Y ante ella, sobre la mesa, una botella de vino sin descorchar, aunque sin copas.

Presa de un profundo malestar, se adelantó hasta la mujer para saludarla.

17

Sentada en aquella silla estaba Mona, su ex mujer. Hacía ya muchos años desde que se vieron por última vez, muy de pasada, cuando Linda concluyó sus estudios en la Academia de Policía. Después de aquello habían hablado por teléfono brevemente en varias ocasiones, pero poco más.
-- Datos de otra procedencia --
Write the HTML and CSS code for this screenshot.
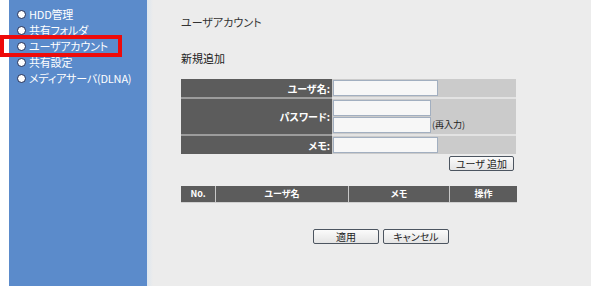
FILE: index.html
```html
<!DOCTYPE html>
<html lang="ja">
<head>
<meta charset="utf-8">
<title>ユーザアカウント</title>
<link rel="stylesheet" href="styles.css">
</head>
<body>
<div class="page">
  <nav class="sidebar">
    <ul class="menu">
      <li class="menu-item">HDD管理</li>
      <li class="menu-item">共有フォルダ</li>
      <li class="menu-item">ユーザアカウント</li>
      <li class="menu-item">共有設定</li>
      <li class="menu-item">メディアサーバ(DLNA)</li>
    </ul>
  </nav>
  <main class="content">
    <h1 class="title">ユーザアカウント</h1>
    <h2 class="section">新規追加</h2>
    <div class="form">
      <div class="label">ユーザ名:</div>
      <div class="field"><input class="input" type="text"></div>
      <div class="label sep">パスワード:</div>
      <div class="field sep stack">
        <input class="input short" type="password">
        <div class="reenter"><input class="input short" type="password"><span class="note">(再入力)</span></div>
      </div>
      <div class="label sep">メモ:</div>
      <div class="field sep"><input class="input" type="text"></div>
    </div>
    <div class="add-row"><button class="btn add">ユーザ 追加</button></div>
    <div class="list">
      <div class="th c-no">No.</div>
      <div class="th c-name">ユーザ名</div>
      <div class="th c-memo">メモ</div>
      <div class="th c-op">操作</div>
    </div>
    <div class="actions">
      <button class="btn">適用</button>
      <button class="btn">キャンセル</button>
    </div>
  </main>
  <div class="highlight"></div>
</div>
</body>
</html>
```
FILE: styles.css
```css
* { box-sizing: border-box; }
html, body { margin: 0; padding: 0; }
body {
  background: #ffffff;
  font-family: "Noto Sans CJK JP", "DejaVu Sans", sans-serif;
  font-feature-settings: "palt";
  color: #333;
}
.page {
  position: relative;
  display: flex;
  width: 591px;
  height: 286px;
  padding-left: 9px;
  overflow: hidden;
}
.sidebar {
  width: 138px;
  height: 286px;
  background: #5b8bcb;
  padding: 6px 0 0 8px;
}
.menu { list-style: none; margin: 0; padding: 0; }
.menu-item {
  display: flex;
  align-items: center;
  height: 16px;
  font-size: 11px;
  line-height: 16px;
  color: #fff;
  letter-spacing: -0.2px;
}
.menu-item::before {
  content: "";
  width: 7px;
  height: 7px;
  border-radius: 50%;
  background: #fff;
  border: 1.5px solid #1d2b55;
  margin-right: 3px;
  flex: none;
}
.content {
  flex: 1;
  height: 286px;
  background: linear-gradient(to right, #dde6ef 0, #ececec 6px);
  padding: 14px 0 0 34px;
}
.title {
  margin: 0;
  font-size: 11px;
  font-weight: normal;
  line-height: 16px;
  color: #333;
}
.section {
  margin: 20px 0 0 0;
  font-size: 11px;
  font-weight: normal;
  line-height: 16px;
  color: #222;
}
.form {
  margin-top: 13px;
  width: 335px;
  display: grid;
  grid-template-columns: 151px 184px;
}
.label {
  background: #5c5c5c;
  color: #fff;
  font-weight: bold;
  font-size: 10px;
  text-align: right;
  padding-right: 2px;
  display: flex;
  align-items: center;
  justify-content: flex-end;
  min-height: 17px;
}
.field {
  background: #cbcbcb;
  padding: 1px 0 1px 1px;
  display: flex;
  align-items: center;
}
.label.sep { border-top: 2px solid #9c9c9c; }
.field.sep { border-top: 2px solid #e3e3e3; }
.stack { flex-direction: column; align-items: flex-start; gap: 1px; }
.reenter { display: flex; align-items: center; }
.input {
  display: block;
  width: 105px;
  height: 16px;
  margin: 0;
  padding: 0;
  border: 1px solid #a2afc0;
  background: #f7f7f7;
}
.input.short { width: 98px; }
.note { font-size: 9px; color: #222; margin-left: 1px; line-height: 12px; }
.add-row {
  width: 335px;
  display: flex;
  justify-content: flex-end;
  margin-top: 2px;
}
.btn {
  height: 15px;
  width: 66px;
  padding: 0;
  font-family: inherit;
  font-feature-settings: "palt";
  font-size: 10px;
  line-height: 13px;
  color: #222;
  background: linear-gradient(#fbfbfb, #e4e4e4);
  border: 1px solid #4c5560;
  border-radius: 2px;
}
.add { width: 65px; margin-right: 2px; }
.list {
  margin-top: 15px;
  width: 336px;
  display: grid;
  grid-template-columns: 34px 133px 101px 68px;
  background: #5c5c5c;
  border-bottom: 1px solid #d0d0d0;
}
.th {
  height: 16px;
  color: #fff;
  font-weight: bold;
  font-size: 9px;
  line-height: 16px;
  text-align: center;
  border-left: 1px solid #c8c8c8;
}
.th.c-no { border-left: none; }
.actions {
  margin: 26px 0 0 132px;
  display: flex;
  gap: 4px;
}
.highlight {
  position: absolute;
  left: 0;
  top: 35px;
  width: 122px;
  height: 22px;
  border: 4px solid #ee0a0a;
}
```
Ya tarde, aquella misma noche, con Mona descansando en el dormitorio, mientras él, como una visita, se retiraba al cuarto de invitados, se sintió incómodo y desanimado. Los sentimientos de Mona fueron siempre cambiantes y a lo largo de los años sufrió varios ataques iracundos, que a él le costaba digerir. Mona estaba bastante ebria cuando él llegó. Se tambaleó al levantarse para darle un abrazo y a punto estuvo de caer de espaldas, aunque él llegó a tiempo de agarrarla en el último minuto. Wallander se percató de que estaba tensa y nerviosa por verlo y de que iba más maquillada de lo conveniente. La muchacha a la que Wallander conoció y de la que se enamoró hacía cuarenta años no usaba prácticamente maquillaje y no necesitaba ningún refuerzo.
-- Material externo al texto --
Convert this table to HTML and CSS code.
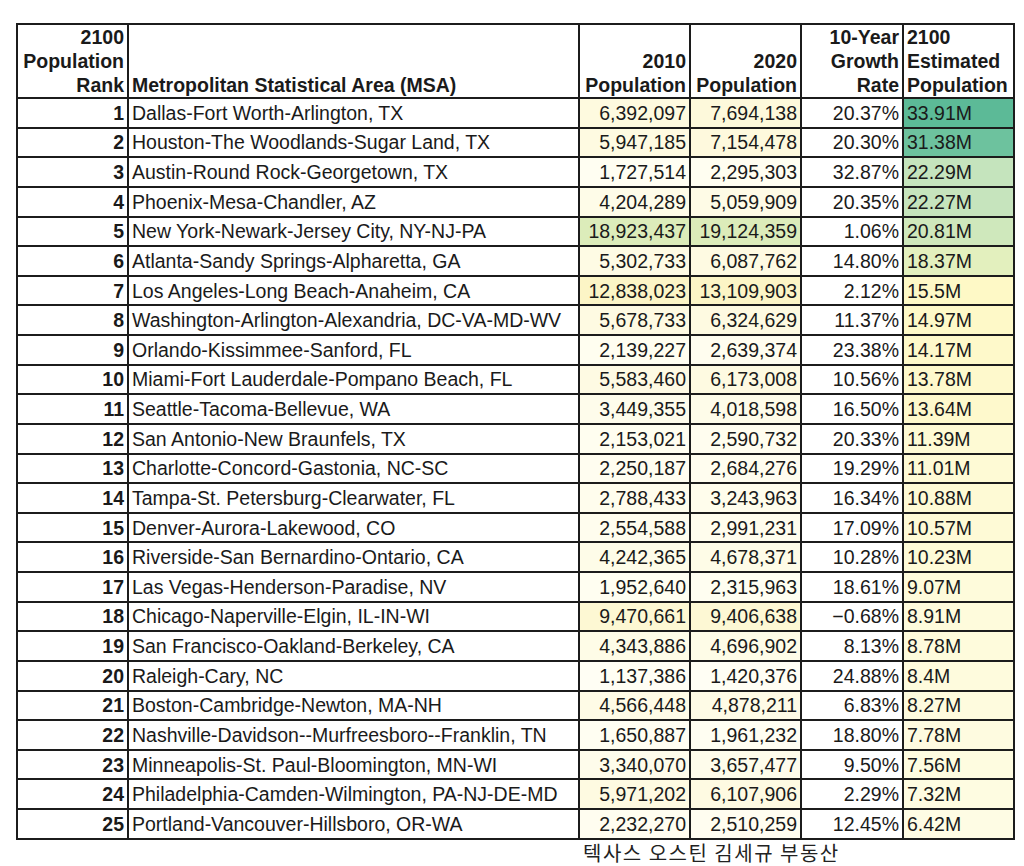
FILE: index.html
```html
<!DOCTYPE html>
<html lang="en">
<head>
<meta charset="utf-8">
<title>2100 Population Rank</title>
<link rel="stylesheet" href="styles.css">
</head>
<body>
<div class="sheet">
<table class="pop">
<colgroup>
<col class="c-rank"><col class="c-msa"><col class="c-p10"><col class="c-p20"><col class="c-gr"><col class="c-est">
</colgroup>
<thead>
<tr>
<th class="r">2100<br>Population<br>Rank</th>
<th class="l">Metropolitan Statistical Area (MSA)</th>
<th class="r">2010<br>Population</th>
<th class="r">2020<br>Population</th>
<th class="r">10-Year<br>Growth<br>Rate</th>
<th class="l">2100<br>Estimated<br>Population</th>
</tr>
</thead>
<tbody>
<tr><td class="rank">1</td><td class="msa">Dallas-Fort Worth-Arlington, TX</td><td class="num" style="background:#FEFADF">6,392,097</td><td class="num" style="background:#FDF9DB">7,694,138</td><td class="num">20.37%</td><td class="est" style="background:#5CBA97">33.91M</td></tr>
<tr><td class="rank">2</td><td class="msa">Houston-The Woodlands-Sugar Land, TX</td><td class="num" style="background:#FEFAE1">5,947,185</td><td class="num" style="background:#FEF9DD">7,154,478</td><td class="num">20.30%</td><td class="est" style="background:#6DC29E">31.38M</td></tr>
<tr><td class="rank">3</td><td class="msa">Austin-Round Rock-Georgetown, TX</td><td class="num" style="background:#FFFEF2">1,727,514</td><td class="num" style="background:#FFFEF1">2,295,303</td><td class="num">32.87%</td><td class="est" style="background:#C5E4BD">22.29M</td></tr>
<tr><td class="rank">4</td><td class="msa">Phoenix-Mesa-Chandler, AZ</td><td class="num" style="background:#FEFCE8">4,204,289</td><td class="num" style="background:#FEFBE6">5,059,909</td><td class="num">20.35%</td><td class="est" style="background:#C6E4BD">22.27M</td></tr>
<tr><td class="rank">5</td><td class="msa">New York-Newark-Jersey City, NY-NJ-PA</td><td class="num" style="background:#DCECBA">18,923,437</td><td class="num" style="background:#DCECBA">19,124,359</td><td class="num">1.06%</td><td class="est" style="background:#CFE8BC">20.81M</td></tr>
<tr><td class="rank">6</td><td class="msa">Atlanta-Sandy Springs-Alpharetta, GA</td><td class="num" style="background:#FEFBE4">5,302,733</td><td class="num" style="background:#FEFAE2">6,087,762</td><td class="num">14.80%</td><td class="est" style="background:#E3F0BE">18.37M</td></tr>
<tr><td class="rank">7</td><td class="msa">Los Angeles-Long Beach-Anaheim, CA</td><td class="num" style="background:#FCF5C6">12,838,023</td><td class="num" style="background:#FCF5C6">13,109,903</td><td class="num">2.12%</td><td class="est" style="background:#FEF9C6">15.5M</td></tr>
<tr><td class="rank">8</td><td class="msa">Washington-Arlington-Alexandria, DC-VA-MD-WV</td><td class="num" style="background:#FEFAE2">5,678,733</td><td class="num" style="background:#FEFAE1">6,324,629</td><td class="num">11.37%</td><td class="est" style="background:#FEF9C8">14.97M</td></tr>
<tr><td class="rank">9</td><td class="msa">Orlando-Kissimmee-Sanford, FL</td><td class="num" style="background:#FFFEF0">2,139,227</td><td class="num" style="background:#FFFDEF">2,639,374</td><td class="num">23.38%</td><td class="est" style="background:#FEF9CA">14.17M</td></tr>
<tr><td class="rank">10</td><td class="msa">Miami-Fort Lauderdale-Pompano Beach, FL</td><td class="num" style="background:#FEFAE3">5,583,460</td><td class="num" style="background:#FEFAE1">6,173,008</td><td class="num">10.56%</td><td class="est" style="background:#FEF9CC">13.78M</td></tr>
<tr><td class="rank">11</td><td class="msa">Seattle-Tacoma-Bellevue, WA</td><td class="num" style="background:#FEFCEB">3,449,355</td><td class="num" style="background:#FEFCE9">4,018,598</td><td class="num">16.50%</td><td class="est" style="background:#FEF9CC">13.64M</td></tr>
<tr><td class="rank">12</td><td class="msa">San Antonio-New Braunfels, TX</td><td class="num" style="background:#FFFEF0">2,153,021</td><td class="num" style="background:#FFFDEF">2,590,732</td><td class="num">20.33%</td><td class="est" style="background:#FEFAD4">11.39M</td></tr>
<tr><td class="rank">13</td><td class="msa">Charlotte-Concord-Gastonia, NC-SC</td><td class="num" style="background:#FFFDF0">2,250,187</td><td class="num" style="background:#FFFDEF">2,684,276</td><td class="num">19.29%</td><td class="est" style="background:#FEFAD5">11.01M</td></tr>
<tr><td class="rank">14</td><td class="msa">Tampa-St. Petersburg-Clearwater, FL</td><td class="num" style="background:#FFFDED">2,788,433</td><td class="num" style="background:#FFFDEC">3,243,963</td><td class="num">16.34%</td><td class="est" style="background:#FEFAD5">10.88M</td></tr>
<tr><td class="rank">15</td><td class="msa">Denver-Aurora-Lakewood, CO</td><td class="num" style="background:#FFFDEE">2,554,588</td><td class="num" style="background:#FFFDED">2,991,231</td><td class="num">17.09%</td><td class="est" style="background:#FEFAD6">10.57M</td></tr>
<tr><td class="rank">16</td><td class="msa">Riverside-San Bernardino-Ontario, CA</td><td class="num" style="background:#FEFCE8">4,242,365</td><td class="num" style="background:#FEFCE7">4,678,371</td><td class="num">10.28%</td><td class="est" style="background:#FEFBD7">10.23M</td></tr>
<tr><td class="rank">17</td><td class="msa">Las Vegas-Henderson-Paradise, NV</td><td class="num" style="background:#FFFEF1">1,952,640</td><td class="num" style="background:#FFFEF1">2,315,963</td><td class="num">18.61%</td><td class="est" style="background:#FEFBDB">9.07M</td></tr>
<tr><td class="rank">18</td><td class="msa">Chicago-Naperville-Elgin, IL-IN-WI</td><td class="num" style="background:#FDF8D3">9,470,661</td><td class="num" style="background:#FDF8D4">9,406,638</td><td class="num">−0.68%</td><td class="est" style="background:#FEFBDC">8.91M</td></tr>
<tr><td class="rank">19</td><td class="msa">San Francisco-Oakland-Berkeley, CA</td><td class="num" style="background:#FEFCE7">4,343,886</td><td class="num" style="background:#FEFCE7">4,696,902</td><td class="num">8.13%</td><td class="est" style="background:#FEFBDC">8.78M</td></tr>
<tr><td class="rank">20</td><td class="msa">Raleigh-Cary, NC</td><td class="num" style="background:#FFFEF4">1,137,386</td><td class="num" style="background:#FFFEF4">1,420,376</td><td class="num">24.88%</td><td class="est" style="background:#FEFBDD">8.4M</td></tr>
<tr><td class="rank">21</td><td class="msa">Boston-Cambridge-Newton, MA-NH</td><td class="num" style="background:#FEFBE6">4,566,448</td><td class="num" style="background:#FEFBE6">4,878,211</td><td class="num">6.83%</td><td class="est" style="background:#FEFBDE">8.27M</td></tr>
<tr><td class="rank">22</td><td class="msa">Nashville-Davidson--Murfreesboro--Franklin, TN</td><td class="num" style="background:#FFFEF2">1,650,887</td><td class="num" style="background:#FFFEF2">1,961,232</td><td class="num">18.80%</td><td class="est" style="background:#FEFBE0">7.78M</td></tr>
<tr><td class="rank">23</td><td class="msa">Minneapolis-St. Paul-Bloomington, MN-WI</td><td class="num" style="background:#FEFCEB">3,340,070</td><td class="num" style="background:#FEFCEB">3,657,477</td><td class="num">9.50%</td><td class="est" style="background:#FEFCE0">7.56M</td></tr>
<tr><td class="rank">24</td><td class="msa">Philadelphia-Camden-Wilmington, PA-NJ-DE-MD</td><td class="num" style="background:#FEFAE1">5,971,202</td><td class="num" style="background:#FEFAE2">6,107,906</td><td class="num">2.29%</td><td class="est" style="background:#FEFCE1">7.32M</td></tr>
<tr><td class="rank">25</td><td class="msa">Portland-Vancouver-Hillsboro, OR-WA</td><td class="num" style="background:#FFFDF0">2,232,270</td><td class="num" style="background:#FFFDF0">2,510,259</td><td class="num">12.45%</td><td class="est" style="background:#FEFCE4">6.42M</td></tr>
</tbody>
</table>
<div class="caption">텍사스 오스틴 김세규 부동산</div>
</div>
</body>
</html>
```

FILE: styles.css
```css
html, body {
  margin: 0;
  padding: 0;
  background: #ffffff;
}

.sheet {
  padding: 23px 0 0 16px;
  font-family: "Liberation Sans", Arial, sans-serif;
  color: #1a1a1a;
}

.pop {
  border-collapse: collapse;
  table-layout: fixed;
  width: 997px;
  font-size: 19.5px;
}

.c-rank { width: 111px; }
.c-msa { width: 451px; }
.c-p10 { width: 111px; }
.c-p20 { width: 111px; }
.c-gr { width: 102px; }
.c-est { width: 111px; }

.pop th,
.pop td {
  border: 2px solid #1c1c1c;
  padding: 0 3px;
  white-space: nowrap;
  overflow: hidden;
}

.pop th {
  font-weight: bold;
  line-height: 24px;
  vertical-align: bottom;
  height: 71px;
}

.pop th.r { text-align: right; }
.pop th.l { text-align: left; }

.pop tbody tr { height: 29.64px; }

.pop td {
  line-height: 22px;
  vertical-align: middle;
}

.pop td.rank {
  font-weight: bold;
  text-align: right;
}

.pop td.msa { text-align: left; }
.pop td.num { text-align: right; }
.pop td.est { text-align: left; }

.caption {
  margin: 2px 0 0 567px;
  font-family: "Noto Sans CJK KR", sans-serif;
  font-size: 20px;
  line-height: 22px;
  letter-spacing: 1.5px;
  word-spacing: 0;
  color: #222222;
}
```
Fue a verlo aquella noche porque se sentía herida, alguien le había hecho tanto daño que él era la única persona a la que podía recurrir. Wallander se sentó a su lado en el jardín, con el revoloteo de las golondrinas a su alrededor, y experimentó la extraña sensación del despertar de un tiempo pretérito. De algún rincón aparecería Linda a los cinco años saltando y reclamando la atención de ambos.

Sin embargo, apenas había pronunciado unas torpes frases de bienvenida cuando Mona estalló en un sentido llanto. Aquello lo dejó un tanto confundido. Así habían sido los últimos años de su vida en común. Entonces, él creyó durante mucho tiempo en sus argucias sentimentales Mona fue convirtiéndose en una actriz que actuaba en el drama de su matrimonio. Se había atribuido un papel que, en realidad, no era el adecuado para ella. No tenía dotes para lo trágico, quizá tampoco para lo cómico, sino más bien para una normalidad que resistía mal los grandes impulsos sentimentales. En cualquier caso, allí estaba Mona llorando y a Wallander no se le ocurrió otra cosa que ir a buscar un rollo de papel higiénico para que se enjugase las lágrimas. Al cabo de un rato, Mona dejó de llorar y se disculpó, pero no le resultaba fácil hablar sin balbucir. A Wallander le habría gustado que Linda hubiese estado allí, pues su hija sabía bien cómo tratar a Mona.